The only enigma left to us was Nye’s point. Besides “change the world,” he offered no concrete life advice. His jokes were tepid. He preached a gospel we already practice—creationists are crazies bent on indoctrinating our kids. He offered advice on laser pointers and laser bees. His speech was as canned as a Coke—a decades-old flat Coke that fizzled quickly.
Nye didn’t try that hard. The audience left a voicemail with Neil DeGrasse Tyson, but that’s the stuff of a $20,000 talk. Nye could have dialed any number in Tyson’s area code and we wouldn’t know better. A $40,000 talk means calling Neil DeGrasse Tyson beforehand and asking him to pick up the phone at a specified time.
Of course, watching all of this was fun. We were happy to receive Nye. It was a spectacle that would have been a shame to miss. It was fun to watch him imitate a rocket shoving off an asteroid—with and without sound, to watch him twiddle the laser pointer around the projector screen, to watch his bow tie.
CAB knew it could get away with just that much. All that mattered, it appears, was that Bill Nye paraded out onto the stage wearing a bow tie and stood there for two hours. While he stood there, he could say whatever he wanted. Meanwhile, we ogled the bowtie. Visiting Nye in Pamplin was like visiting an orangutan at the Portland Zoo.
For $40,000, we could have learned something we didn’t learn from watching “Bill Nye the Science Guy.” Instead of proceeding like a wind-up toy air-dropped into yet another liberal arts school that paid the right price, he could have betrayed the fact that he was at LC for the first time. He could have talked about why his crusade to end creationist teaching in schools is relevant to LC students, and told us how we could help, other than by “changing the world.” At a minimum, he could have talked about Portland.

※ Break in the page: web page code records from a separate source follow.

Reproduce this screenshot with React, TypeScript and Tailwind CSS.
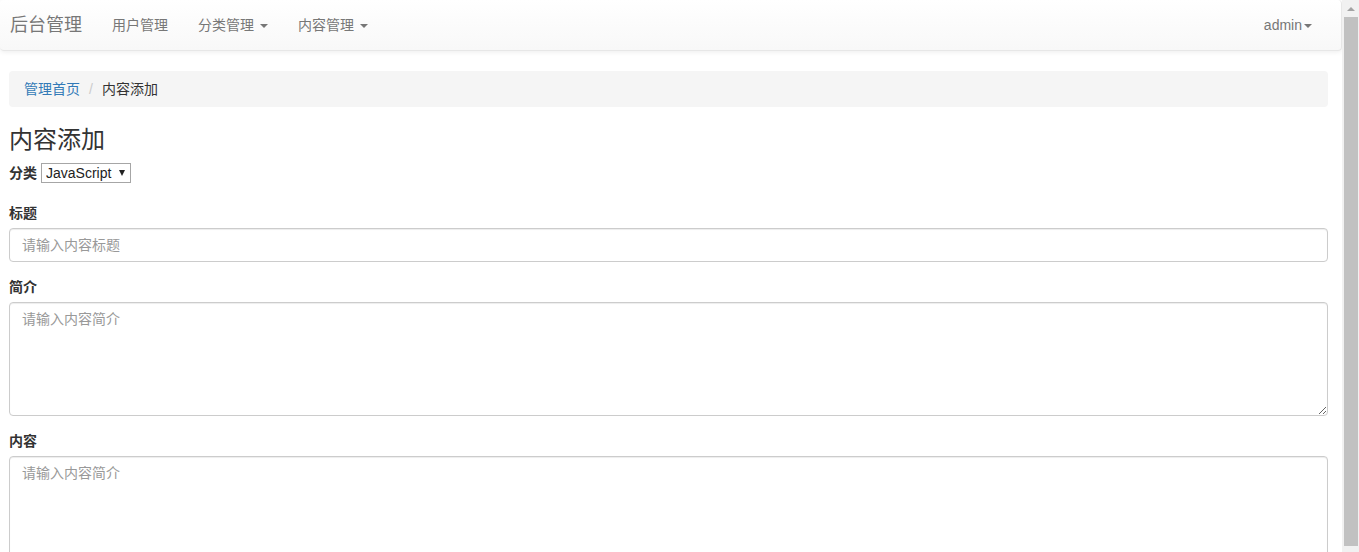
import { useState } from "react";

const font = { fontFamily: '"Liberation Sans", "Noto Sans CJK SC", sans-serif' };

function Caret() {
  return (
    <span className="ml-[2px] inline-block h-0 w-0 border-x-[4px] border-t-[4px] border-x-transparent border-t-[#777] align-middle" />
  );
}

const field =
  "block w-full rounded-[4px] border border-[#ccc] px-[12px] py-[6px] text-[14px] leading-[20px] text-[#555] shadow-[inset_0_1px_1px_rgba(0,0,0,0.075)] outline-none placeholder:text-[#999]";

export default function App() {
  const [category, setCategory] = useState("JavaScript");
  const [title, setTitle] = useState("");
  const [intro, setIntro] = useState("");
  const [content, setContent] = useState("");

  return (
    <div className="flex h-screen bg-white text-[14px] leading-[20px] text-[#333]" style={font}>
      <div className="min-w-0 flex-1 overflow-hidden">
        {/* Navbar */}
        <nav className="mb-[20px] flex h-[51px] items-center rounded-[4px] border-b border-r border-[#e7e7e7] bg-gradient-to-b from-white to-[#f8f8f8] pl-[10px] pr-[15px] shadow-[0_1px_5px_rgba(0,0,0,0.075)]">
          <a className="pr-[15px] text-[18px] leading-[20px] text-[#777]">后台管理</a>
          <ul className="flex">
            <li className="px-[15px] text-[#777]">用户管理</li>
            <li className="px-[15px] text-[#777]">
              分类管理 <Caret />
            </li>
            <li className="px-[15px] text-[#777]">
              内容管理 <Caret />
            </li>
          </ul>
          <div className="ml-auto pl-[15px] pr-[14px] text-[#777]">
            admin
            <Caret />
          </div>
        </nav>

        <div className="pl-[9px] pr-[14px]">
          {/* Breadcrumb */}
          <ol className="flex h-[36px] items-center rounded-[4px] bg-[#f5f5f5] px-[15px]">
            <li className="text-[#337ab7]">管理首页</li>
            <li className="ml-[9px] w-[4px] text-[#ccc]">/</li>
            <li className="ml-[9px] text-[#333]">内容添加</li>
          </ol>

          <h3 className="mt-[20px] mb-[10px] text-[24px] leading-[26px] font-normal">内容添加</h3>

          <div className="flex h-[20px] items-center">
            <label className="font-bold">分类</label>
            <div className="relative ml-[4px]">
              <select
                value={category}
                onChange={(e) => setCategory(e.target.value)}
                className="h-[20px] w-[90px] appearance-none border border-[#a6a6a6] bg-white pl-[4px] pr-[16px] text-[14px] leading-[18px] text-[#222] outline-none"
              >
                <option>JavaScript</option>
                <option>HTML</option>
                <option>CSS</option>
              </select>
              <span className="pointer-events-none absolute right-[6px] top-[7px] h-0 w-0 border-x-[3px] border-t-[6px] border-x-transparent border-t-[#222]" />
            </div>
          </div>

          <div className="mt-[20px] mb-[15px]">
            <label className="mb-[5px] block font-bold">标题</label>
            <input
              value={title}
              onChange={(e) => setTitle(e.target.value)}
              placeholder="请输入内容标题"
              className={`${field} h-[34px]`}
            />
          </div>

          <div className="mb-[15px]">
            <label className="mb-[5px] block font-bold">简介</label>
            <textarea
              value={intro}
              onChange={(e) => setIntro(e.target.value)}
              placeholder="请输入内容简介"
              className={`${field} h-[114px]`}
            />
          </div>

          <div>
            <label className="mb-[5px] block font-bold">内容</label>
            <textarea
              value={content}
              onChange={(e) => setContent(e.target.value)}
              placeholder="请输入内容简介"
              className={`${field} h-[114px]`}
            />
          </div>
        </div>
      </div>

      {/* Scrollbar */}
      <div className="flex w-[17px] shrink-0 flex-col bg-[#f1f1f1]">
        <div className="flex h-[17px] items-center justify-center">
          <span className="h-0 w-0 border-x-[4px] border-b-[4px] border-x-transparent border-b-[#a3a3a3]" />
        </div>
        <div className="mb-[6px] ml-[2px] mr-[1px] flex-1 bg-[#c1c1c1]" />
      </div>
    </div>
  );
}
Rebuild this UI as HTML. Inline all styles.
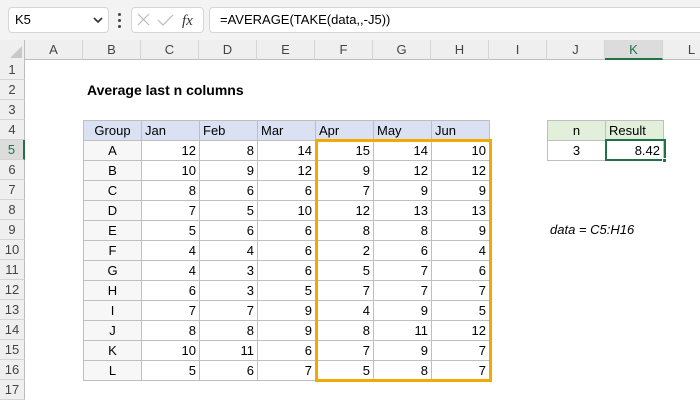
<!DOCTYPE html><html><head><style>
body{margin:0;width:700px;height:400px;overflow:hidden;background:#fff;font-family:"Liberation Sans",Calibri,sans-serif;position:relative}
.a{position:absolute;box-sizing:border-box}
.c{position:absolute;box-sizing:border-box;font-size:13px;line-height:19px;height:21px;padding:0 3px;white-space:nowrap}
.r{text-align:right}.m{text-align:center}
</style></head><body>
<div class="a" style="left:0;top:0;width:700px;height:40px;background:#f3f3f3"></div>
<div class="a" style="left:8px;top:7px;width:101px;height:26px;background:#fff;border:1px solid #d6d6d6;border-radius:4px;font-size:13px;line-height:24px;padding-left:6px">K5</div>
<svg class="a" style="left:93px;top:17px" width="10" height="7"><path d="M1 1 L5 5 L9 1" stroke="#333" stroke-width="1.6" fill="none"/></svg>
<div class="a" style="left:118px;top:13px;width:3px;height:3px;background:#444;border-radius:2px"></div>
<div class="a" style="left:118px;top:19px;width:3px;height:3px;background:#444;border-radius:2px"></div>
<div class="a" style="left:118px;top:25px;width:3px;height:3px;background:#444;border-radius:2px"></div>
<div class="a" style="left:131px;top:7px;width:73px;height:26px;background:#fff;border:1px solid #d6d6d6;border-radius:4px"></div>
<svg class="a" style="left:131px;top:7px" width="73" height="26"><path d="M7 7 L18 18 M18 7 L7 18" stroke="#bbb" stroke-width="1.2"/><path d="M27 13 L32 18 L42 8" stroke="#bbb" stroke-width="1.2" fill="none"/><text x="51" y="18" font-family="Liberation Serif" font-style="italic" font-size="15" fill="#333">fx</text></svg>
<div class="a" style="left:209px;top:7px;width:495px;height:26px;background:#fff;border:1px solid #d6d6d6;border-radius:4px;font-size:13px;line-height:24px;padding-left:10px">=AVERAGE(TAKE(data,,-J5))</div>
<div class="a" style="left:0;top:40px;width:700px;height:20px;background:#efefef;border-bottom:1px solid #bdbdbd"></div>
<div class="a" style="left:0;top:40px;width:25px;height:360px;background:#efefef;border-right:1px solid #bdbdbd"></div>
<svg class="a" style="left:10px;top:46px" width="13" height="13"><path d="M12 0 L12 12 L0 12Z" fill="#c8c8c8"/></svg>
<div id="g"></div>
<script>
var cols=["A","B","C","D","E","F","G","H","I","J","K","L"],x0=25,w=58,h='';
cols.forEach(function(c,i){var x=x0+i*w;h+='<div class="a" style="left:'+x+'px;top:40px;width:'+w+'px;height:20px;border-right:1px solid #d4d4d4;font-size:13px;line-height:20px;text-align:center;color:#444;'+(c=="K"?'background:#dcdcdc;border-bottom:2px solid #217346;color:#217346':'')+'">'+c+'</div>';});
for(var r=1;r<=17;r++){var y=60+(r-1)*20;h+='<div class="a" style="left:0;top:'+y+'px;width:25px;height:20px;border-bottom:1px solid #d4d4d4;font-size:13px;line-height:20px;text-align:center;color:#444;'+(r==5?'background:#dcdcdc;border-right:2px solid #217346;color:#217346':'border-right:1px solid #bdbdbd')+'">'+r+'</div>';}
var d=[["A",12,8,14,15,14,10],["B",10,9,12,9,12,12],["C",8,6,6,7,9,9],["D",7,5,10,12,13,13],["E",5,6,6,8,8,9],["F",4,4,6,2,6,4],["G",4,3,6,5,7,6],["H",6,3,5,7,7,7],["I",7,7,9,4,9,5],["J",8,8,9,8,11,12],["K",10,11,6,7,9,7],["L",5,6,7,5,8,7]];
var hd=["Group","Jan","Feb","Mar","Apr","May","Jun"];
function cell(ci,r,t,st){var x=x0+ci*w,y=60+(r-1)*20;return '<div class="c '+(st||'')+'" style="left:'+x+'px;top:'+y+'px;width:'+(w+1)+'px;border:1px solid #bfbfbf;'+(arguments[4]||'')+'">'+t+'</div>';}
hd.forEach(function(t,i){h+=cell(1+i,4,t,i==0?'m':'','background:#d9e1f2');});
d.forEach(function(row,ri){row.forEach(function(v,i){h+=cell(1+i,5+ri,v,i==0?'m':'r',i==0?'background:#f7f7f7':'');});});
h+=cell(9,4,"n","m","background:#e2efda");h+=cell(10,4,"Result","","background:#e2efda");
h+=cell(9,5,"3","m");h+=cell(10,5,"8.42","r");
h+='<div class="a" style="left:315px;top:139px;width:177px;height:243px;border:3px solid #f5a800"></div>';
h+='<div class="a" style="left:605px;top:139px;width:61px;height:22px;border:2px solid #217346"></div>';
h+='<div class="a" style="left:662px;top:158px;width:5px;height:5px;background:#217346;border:1px solid #fff"></div>';
h+='<div class="a" style="left:87px;top:82px;font-size:14px;font-weight:bold">Average last n columns</div>';
h+='<div class="a" style="left:550px;top:222px;font-size:13px;font-style:italic">data = C5:H16</div>';
document.getElementById('g').innerHTML=h;
</script>
</body></html>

Remember “An Evening with Bill Nye” as amusing, but also remember that we sacrificed the equivalent of one student’s year of tuition on the altar of Nye. Indulging in nostalgia is healthy, but at a certain cost, we expect more than face time. We might remember a focused and sincere commencement speech for a lifetime, but in less than a week, we’ll forget what Nye said. He was good, but he wasn’t $40,000 good. With all that money, we could have at least printed the guy an outline.